The process typically starts with mediation, where an impartial mediator helps both parties try to reach a mutually acceptable solution. If mediation fails or is deemed inappropriate, the case can move to adjudication, where a formal decision is made by the tribunal. Both mediation and adjudication are designed to be less cumbersome than court procedures, aiming to provide resolutions in a timely manner.

The decisions made by the Rent Tribunals are legally binding and enforceable, similar to court judgments. This means that if a party does not comply with the tribunal's decision, the other party can enforce the decision through legal means.

Protection against Discrimination

Denmark is recognized for its strong stance against discrimination in housing and other sectors, underpinned by comprehensive laws that prohibit discrimination on the basis of race, gender, religion, sexual orientation, and other characteristics. The country has implemented specific legislation aimed at promoting equal treatment and preventing discrimination. This includes the Act on Ethnic Equal Treatment, which ensures that all individuals receive equal treatment regardless of ethnic or national origin.

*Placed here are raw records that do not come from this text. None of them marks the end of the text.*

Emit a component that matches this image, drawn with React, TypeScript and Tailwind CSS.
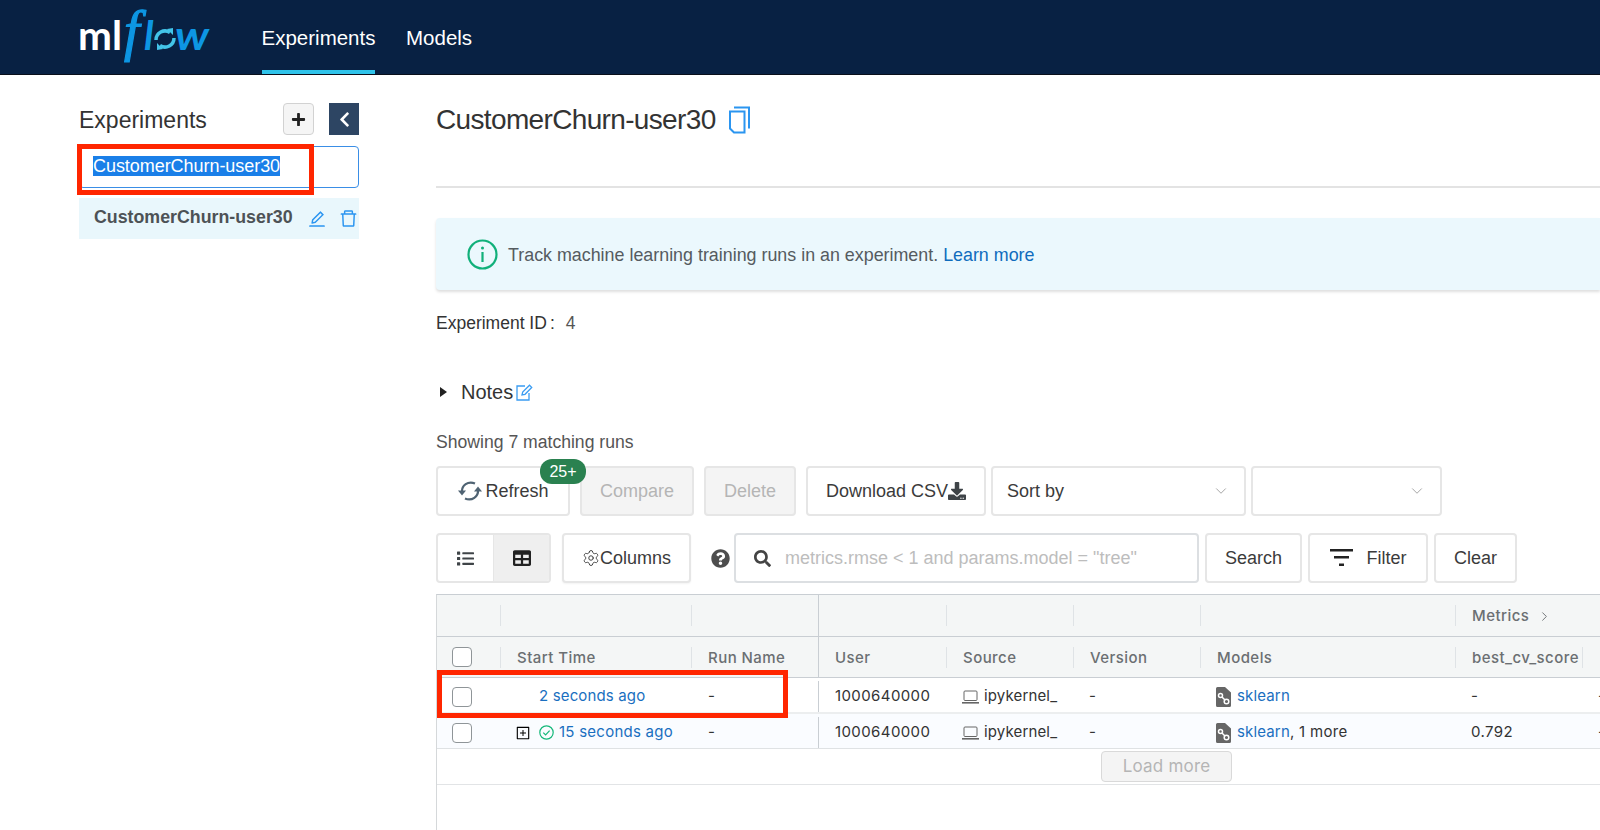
import React from "react";
import { ChevronDown, ChevronRight, Settings } from "lucide-react";
import { FaChevronLeft, FaDownload, FaList, FaPlus, FaQuestionCircle, FaSearch, FaTable } from "react-icons/fa";
import { AiOutlineDelete, AiOutlineEdit, AiOutlinePlusSquare } from "react-icons/ai";

const sans = "font-['Liberation_Sans',Arial,sans-serif]";

function Logo() {
  return (
    <svg width="140" height="60" viewBox="0 0 140 60" className="shrink-0 overflow-visible">
      <text x="0" y="42.500" fontFamily="Lato, sans-serif" fontWeight="700" fontSize="40" fill="#ffffff" textLength="44" lengthAdjust="spacingAndGlyphs">ml</text>
      <text x="46" y="43" fontFamily="Liberation Serif, serif" fontStyle="italic" fontSize="56" fill="#0d96e3" stroke="#0d96e3" strokeWidth="1.200">f</text>
      <text x="66" y="42.500" fontFamily="Lato, sans-serif" fontStyle="italic" fontWeight="700" fontSize="40" fill="#0d96e3">l</text>
      <g fill="none" stroke="#43c4e8" strokeWidth="3.500">
        <path d="M78 33 a9 9 0 0 1 14 -7.500" />
        <path d="M96 31 a9 9 0 0 1 -14 7.500" />
      </g>
      <path d="M89 22 l6 -1 l0 7 z M85 42 l-6 1 l0 -7 z" fill="#43c4e8" />
      <text x="97" y="42.500" fontFamily="Lato, sans-serif" fontStyle="italic" fontWeight="700" fontSize="40" fill="#0d96e3" textLength="34" lengthAdjust="spacingAndGlyphs">w</text>
    </svg>
  );
}

function CopyIcon() {
  return (
    <svg width="22" height="28" viewBox="0 0 22 28" fill="none" stroke="#2b95f0" strokeWidth="2">
      <path d="M6 1.500h15v21" />
      <path d="M2 5.500h14.500v21H6l-4-4z" />
    </svg>
  );
}

function NoteIcon() {
  return (
    <svg width="17" height="17" viewBox="0 0 17 17" fill="none" stroke="#3a9cf2" strokeWidth="1.300">
      <path d="M13 9v7H1V2h8" />
      <path d="M6 11l.7-3L13.500 1.200l2.200 2.200L9 10.300z" />
    </svg>
  );
}

function InfoIcon() {
  return (
    <svg width="31" height="31" viewBox="0 0 31 31" fill="none">
      <circle cx="15.500" cy="15.500" r="14" stroke="#11b07a" strokeWidth="2.200" />
      <rect x="14.400" y="13" width="2.200" height="10" fill="#11b07a" />
      <circle cx="15.500" cy="9" r="1.500" fill="#11b07a" />
    </svg>
  );
}

function RefreshIcon() {
  return (
    <svg width="26" height="24" viewBox="0 0 26 24" fill="none" stroke="#4f6373" strokeWidth="2.200">
      <path d="M5 13C4.500 6.500 11 1.500 18 4.500" />
      <path d="M1 11.500h8L5 16.500z" fill="#4f6373" stroke="none" />
      <path d="M21 11c.5 6.500-6 11.500-13 8.500" />
      <path d="M17 12.500h8L21 7.500z" fill="#4f6373" stroke="none" />
    </svg>
  );
}

function FilterIcon() {
  return (
    <svg width="23" height="18" viewBox="0 0 23 18" fill="#222">
      <rect x="0" y="0" width="23" height="2.500" />
      <rect x="4" y="7" width="15" height="2.500" />
      <rect x="9" y="14.500" width="5" height="2.500" />
    </svg>
  );
}

function CheckIcon() {
  return (
    <svg width="15" height="15" viewBox="0 0 15 15" fill="none" stroke="#14b87a" strokeWidth="1.200">
      <circle cx="7.500" cy="7.500" r="6.700" />
      <path d="M4.300 7.700l2.300 2.300 4-4.400" />
    </svg>
  );
}

function LaptopIcon() {
  return (
    <svg width="17" height="14" viewBox="0 0 17 14" fill="none" stroke="#666" strokeWidth="1">
      <rect x="2" y="1" width="13" height="9.500" rx="1" />
      <path d="M0 12.800h17" strokeWidth="1.600" />
    </svg>
  );
}

function ModelIcon() {
  return (
    <svg width="15" height="20" viewBox="0 0 15 20">
      <path d="M1.500 0H9l6 5.500V18.500a1.500 1.500 0 0 1-1.500 1.500h-12A1.500 1.500 0 0 1 0 18.500v-17A1.500 1.500 0 0 1 1.500 0z" fill="#666" />
      <g fill="none" stroke="#fff" strokeWidth="1.500">
        <circle cx="4.500" cy="8.500" r="2" />
        <circle cx="10.500" cy="14.500" r="2.300" />
        <path d="M6 10l3 3" />
      </g>
    </svg>
  );
}

function Btn({ className, children }: { className: string; children: React.ReactNode }) {
  return (
    <div className={`flex h-[50px] shrink-0 items-center justify-center rounded-[4px] border-2 border-[#e6e6e6] bg-white text-[18px] text-[#3b3b3b] ${className}`}>
      {children}
    </div>
  );
}

function Sep() {
  return <span className="mr-4 h-[21px] w-px shrink-0 bg-[#dfe3e6]" />;
}

function Checkbox() {
  return <span className="ml-[15px] h-[20px] w-[20px] rounded-[4px] border-[1.500px] border-[#8f9598] bg-white" />;
}

function HeaderRow({ top }: { top: boolean }) {
  const text = "mt-[2px] whitespace-nowrap text-[15px] font-medium tracking-[0.45px] text-[#6b6f72]";
  return (
    <div className={`flex border-b border-[#c9ced3] bg-[#f4f6f6] ${top ? "h-[42px]" : "h-[41px]"}`}>
      <div className="flex w-[63px] shrink-0 items-center">{top ? null : <Checkbox />}</div>
      <div className="flex w-[191px] shrink-0 items-center"><Sep />{top ? null : <span className={text}>Start Time</span>}</div>
      <div className="flex w-[127px] shrink-0 items-center"><Sep />{top ? null : <span className={text}>Run Name</span>}</div>
      <div className="flex w-[128px] shrink-0 items-center border-l border-[#c9ced3] pl-4">{top ? null : <span className={text}>User</span>}</div>
      <div className="flex w-[127px] shrink-0 items-center"><Sep />{top ? null : <span className={text}>Source</span>}</div>
      <div className="flex w-[127px] shrink-0 items-center"><Sep />{top ? null : <span className={text}>Version</span>}</div>
      <div className="flex w-[255px] shrink-0 items-center"><Sep />{top ? null : <span className={text}>Models</span>}</div>
      <div className="flex w-[127px] shrink-0 items-center">
        <Sep />
        {top ? (
          <span className={`flex items-center gap-[8px] ${text}`}>Metrics <ChevronRight size={15} strokeWidth={1.500} /></span>
        ) : (
          <span className={text}>best_cv_score</span>
        )}
      </div>
      <div className="flex w-[100px] shrink-0 items-center">{top ? null : <Sep />}</div>
    </div>
  );
}

function DataRow({ first }: { first: boolean }) {
  return (
    <div className={`flex pt-[3px] text-[15px] tracking-[0.15px] text-[#333] ${first ? "h-[36px] border-b-2 border-[#eceeef] bg-white" : "h-[35px] border-b border-[#dfe2e4] bg-[#fafcff]"}`}>
      <div className="flex w-[63px] shrink-0 items-center"><Checkbox /></div>
      <div className="flex w-[191px] shrink-0 items-center pl-[15px]">
        {first ? (
          <span className="ml-[24px] text-[#1a6fc0]">2 seconds ago</span>
        ) : (
          <>
            <AiOutlinePlusSquare size={16} className="mr-[8px] text-black" />
            <CheckIcon />
            <span className="ml-[5px] tracking-[0.25px] text-[#1a6fc0]">15 seconds ago</span>
          </>
        )}
      </div>
      <div className="flex w-[127px] shrink-0 items-center pl-[17px]">-</div>
      <div className="flex w-[128px] shrink-0 items-center border-l border-[#c9ced3] pl-4 tracking-[0.4px]">1000640000</div>
      <div className="flex w-[127px] shrink-0 items-center gap-[5px] pl-4"><LaptopIcon />ipykernel_</div>
      <div className="flex w-[127px] shrink-0 items-center pl-4">-</div>
      <div className="flex w-[255px] shrink-0 items-center pl-4">
        <ModelIcon />
        <span className="ml-[6px] text-[#1a6fc0]">sklearn</span>
        {first ? null : <span className="tracking-[0.3px]">, 1 more</span>}
      </div>
      <div className="flex w-[127px] shrink-0 items-center pl-4 tracking-[0.4px]">{first ? "-" : "0.792"}</div>
      <div className="flex w-[100px] shrink-0 items-center pl-4">-</div>
    </div>
  );
}

export default function App() {
  return (
    <div className={`flex h-[830px] w-[1600px] flex-col overflow-hidden bg-white ${sans}`}>
      <header className="flex h-[75px] shrink-0 items-stretch border-b border-[#0a0f1a] bg-[#082143] pl-[78px]">
        <div className="flex w-[184px] items-center"><Logo /></div>
        <div className="flex w-[113px] items-center justify-center border-b-4 border-[#2fc3ea] pt-[6px] text-[20.500px] text-white">Experiments</div>
        <div className="ml-[31px] flex items-center pt-[2px] text-[20.500px] text-white">Models</div>
      </header>

      <div className="flex min-h-0 flex-1">
        <aside className="w-[436px] shrink-0 pl-[79px]">
          <div className="w-[280px]">
            <div className="mt-[28px] flex h-[32px] items-center">
              <span className="mt-[3px] text-[23px] text-[#333]">Experiments</span>
              <div className="ml-auto flex h-[32px] w-[31px] items-center justify-center rounded-[4px] border border-[#d2d2d2] bg-[#f5f5f5]">
                <FaPlus size={15} className="text-[#222]" />
              </div>
              <div className="ml-[15px] flex h-[32px] w-[30px] items-center justify-center bg-[#2d4563]">
                <FaChevronLeft size={17} className="text-white" />
              </div>
            </div>
            <div className="relative mt-[11px] flex h-[42px] items-center rounded-[4px] border border-[#3a8ee6] pl-[13px] pb-[3px]">
              <span className="bg-[#1a7fe8] text-[18px] leading-[20px] tracking-[-0.05px] text-white">CustomerChurn-user30</span>
              <div className="absolute left-[-3px] top-[-3px] h-[51px] w-[237px] border-[5px] border-[#ff2600]" />
            </div>
            <div className="mt-[10px] flex h-[41px] items-center bg-[#e9f7fc] pl-[15px]">
              <span className="whitespace-nowrap pb-[2px] text-[17.800px] font-bold text-[#4d5256]">CustomerChurn-user30</span>
              <AiOutlineEdit size={20} className="ml-[14px] shrink-0 text-[#2b95f0]" />
              <AiOutlineDelete size={21} className="ml-[11px] shrink-0 text-[#2b95f0]" />
            </div>
          </div>
        </aside>

        <main className="flex min-w-0 flex-1 flex-col">
          <div className="mt-[28px] flex h-[34px] items-center gap-[12px]">
            <h1 className="text-[28px] tracking-[-0.65px] text-[#333]">CustomerChurn-user30</h1>
            <CopyIcon />
          </div>
          <div className="mt-[49px] h-[2px] bg-[#e3e3e3]" />
          <div className="mt-[30px] flex h-[72px] items-center rounded-l-[4px] bg-[#ebf8fd] pl-[31px] shadow-[0_2px_3px_rgba(0,0,0,0.13)]">
            <InfoIcon />
            <span className="ml-[10px] pt-[2px] text-[17.870px] text-[#555b60]">
              Track machine learning training runs in an experiment. <span className="text-[#0f6cbd]">Learn more</span>
            </span>
          </div>
          <div className="mt-[23px] flex h-[20px] items-center text-[17.500px] text-[#333]">
            Experiment ID<span className="ml-[3px] mr-[11px]">:</span><span className="text-[#555]">4</span>
          </div>
          <div className="mt-[49px] flex h-[20px] items-center text-[20px] text-[#333]">
            <span className="ml-[4px] mr-[14px] h-0 w-0 border-y-[5px] border-l-[7px] border-y-transparent border-l-[#222]" />
            Notes
            <span className="ml-[3px] flex"><NoteIcon /></span>
          </div>
          <div className="mt-[30px] flex h-[20px] items-center text-[17.600px] text-[#555]">Showing 7 matching runs</div>

          <div className="mt-[14px] flex h-[50px]">
            <div className="relative">
              <Btn className="w-[134px] gap-0">
                <RefreshIcon />
                <span className="ml-[2px]">Refresh</span>
              </Btn>
              <div className="absolute left-[104px] top-[-7px] flex h-[25px] w-[46px] items-center justify-center rounded-[12px] bg-[#2a8150] text-[16px] text-white">25+</div>
            </div>
            <Btn className="ml-[10px] w-[114px] !bg-[#f4f4f4] !text-[#b5b5b5]">Compare</Btn>
            <Btn className="ml-[10px] w-[92px] !bg-[#f4f4f4] !text-[#b5b5b5]">Delete</Btn>
            <Btn className="ml-[10px] w-[180px]">
              Download CSV
              <FaDownload size={18} className="text-[#3f4448]" />
            </Btn>
            <Btn className="ml-[5px] w-[255px] !justify-between pl-[14px] pr-[14px]">
              Sort by
              <ChevronDown size={18} strokeWidth={1} className="text-[#888]" />
            </Btn>
            <Btn className="ml-[5px] w-[191px] !justify-end pr-[14px]">
              <ChevronDown size={18} strokeWidth={1} className="text-[#888]" />
            </Btn>
          </div>

          <div className="mt-[17px] flex h-[50px] items-center">
            <div className="flex h-[50px] w-[115px] overflow-hidden rounded-[4px] border-2 border-[#e6e6e6]">
              <div className="flex w-[56px] items-center justify-center border-r border-[#e6e6e6]"><FaList size={17} className="text-[#3f4448]" /></div>
              <div className="flex flex-1 items-center justify-center bg-[#efefef]"><FaTable size={18} className="text-[#222]" /></div>
            </div>
            <Btn className="ml-[11px] w-[129px] shadow-[0_1px_2px_rgba(0,0,0,0.05)]">
              <Settings size={18} strokeWidth={1.200} className="text-[#333]" />
              Columns
            </Btn>
            <FaQuestionCircle size={19} className="ml-[20px] text-[#4d4d4d]" />
            <div className="ml-[4px] flex h-[50px] w-[465px] items-center rounded-[4px] border-2 border-[#dcdfe2] pl-[18px] text-[18px] text-[#bdbdbd]">
              <FaSearch size={17} className="mr-[14px] text-[#444]" />
              metrics.rmse &lt; 1 and params.model = "tree"
            </div>
            <Btn className="ml-[6px] w-[97px]">Search</Btn>
            <Btn className="ml-[6px] w-[120px] gap-[14px]"><FilterIcon />Filter</Btn>
            <Btn className="ml-[6px] w-[83px]">Clear</Btn>
          </div>

          <div className="relative mt-[11px] w-[1170px] flex-1 border-l border-t border-[#c9ced3] border-l-[#d5d8da] font-['Inter',sans-serif]">
            <HeaderRow top />
            <HeaderRow top={false} />
            <DataRow first />
            <DataRow first={false} />
            <div className="flex h-[36px] justify-start border-b border-[#e2e4e6] pl-[664px] pt-[2px]">
              <div className="flex h-[31px] w-[131px] items-center justify-center rounded-[4px] border border-[#d9d9d9] bg-[#f4f4f4] text-[17px] tracking-[0.2px] text-[#b5b5b5]">Load more</div>
            </div>
            <div className="absolute left-[0px] top-[75px] h-[48px] w-[351px] border-[5px] border-[#ff2600]" />
          </div>
        </main>
      </div>
    </div>
  );
}
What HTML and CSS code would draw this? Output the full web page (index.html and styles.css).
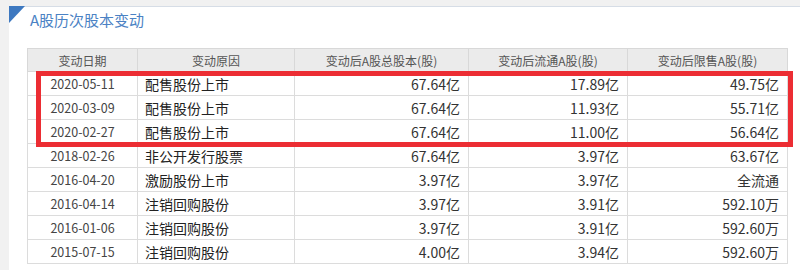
FILE: index.html
```html
<!DOCTYPE html>
<html lang="zh">
<head>
<meta charset="utf-8">
<link rel="stylesheet" href="styles.css">
</head>
<body>
<div class="panel">
  <div class="title">A股历次股本变动</div>
  <table class="grid">
    <colgroup>
      <col class="c1"><col class="c2"><col class="c3"><col class="c4"><col class="c5">
    </colgroup>
    <thead>
      <tr><th>变动日期</th><th>变动原因</th><th>变动后A股总股本(股)</th><th>变动后流通A股(股)</th><th>变动后限售A股(股)</th></tr>
    </thead>
    <tbody>
      <tr><td class="d">2020-05-11</td><td class="r">配售股份上市</td><td class="n">67.64亿</td><td class="n">17.89亿</td><td class="n">49.75亿</td></tr>
      <tr><td class="d">2020-03-09</td><td class="r">配售股份上市</td><td class="n">67.64亿</td><td class="n">11.93亿</td><td class="n">55.71亿</td></tr>
      <tr><td class="d">2020-02-27</td><td class="r">配售股份上市</td><td class="n">67.64亿</td><td class="n">11.00亿</td><td class="n">56.64亿</td></tr>
      <tr><td class="d">2018-02-26</td><td class="r">非公开发行股票</td><td class="n">67.64亿</td><td class="n">3.97亿</td><td class="n">63.67亿</td></tr>
      <tr><td class="d">2016-04-20</td><td class="r">激励股份上市</td><td class="n">3.97亿</td><td class="n">3.97亿</td><td class="n">全流通</td></tr>
      <tr><td class="d">2016-04-14</td><td class="r">注销回购股份</td><td class="n">3.97亿</td><td class="n">3.91亿</td><td class="n">592.10万</td></tr>
      <tr><td class="d">2016-01-06</td><td class="r">注销回购股份</td><td class="n">3.97亿</td><td class="n">3.91亿</td><td class="n">592.60万</td></tr>
      <tr><td class="d">2015-07-15</td><td class="r">注销回购股份</td><td class="n">4.00亿</td><td class="n">3.94亿</td><td class="n">592.60万</td></tr>
    </tbody>
  </table>
</div>
<div class="highlight"></div>
</body>
</html>
```
FILE: styles.css
```css
html, body {
  margin: 0;
  padding: 0;
  background: #f1f1f1;
  font-family: "Noto Sans CJK SC", "Microsoft YaHei", sans-serif;
  color: #333;
  overflow: hidden;
}
.panel {
  position: relative;
  margin: 6px 0 0 9px;
  background: #fff;
  border-top: 1px solid #d6dde6;
  height: 270px;
}
.panel::before {
  content: "";
  position: absolute;
  left: 0;
  top: -1px;
  width: 0;
  height: 0;
  border-top: 17px solid #3d78c0;
  border-right: 16px solid transparent;
}
.title {
  padding: 3px 0 0 21px;
  height: 26px;
  font-size: 15px;
  line-height: 20px;
  color: #4b82c4;
}
.grid {
  margin: 12px 0 0 18px;
  border-collapse: collapse;
  table-layout: fixed;
  width: 760px;
  border: 1px solid #d5d5d5;
}
.c1 { width: 110px; }
.c2 { width: 157px; }
.c3 { width: 174px; }
.c4 { width: 159px; }
.c5 { width: 160px; }
.grid th {
  height: 22px;
  padding: 0;
  background: #ebebeb;
  font-weight: normal;
  font-size: 12px;
  color: #555;
  border: 1px solid #d8d8d8;
}
.grid td {
  height: 23px;
  padding: 0;
  border: 1px solid #dcdcdc;
  white-space: nowrap;
}
.d {
  text-align: center;
  font-size: 12.5px;
  color: #444;
}
.r {
  padding-left: 7px !important;
  font-size: 14px;
  color: #222;
}
.n {
  text-align: right;
  padding-right: 8px !important;
  font-size: 14px;
  color: #333;
}
.highlight {
  position: absolute;
  left: 36px;
  top: 71px;
  width: 747px;
  height: 66px;
  border: 5px solid #ec2d33;
}
```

Denmark's rental system exemplifies a well-regulated balance that prioritizes fairness and security for both landlords and tenants, making it a model of stable and equitable housing practices. The comprehensive Danish Rental Act ensures tenants enjoy safe and maintained homes while allowing landlords to operate efficiently within a clear legal framework. This system not only outlines detailed lease agreement regulations, rent control measures, and eviction protocols but also enforces maintenance obligations and provides robust mechanisms for dispute resolution through Rent Tribunals. For anyone considering renting out a room in Denmark, understanding these aspects is crucial for a successful and compliant rental experience.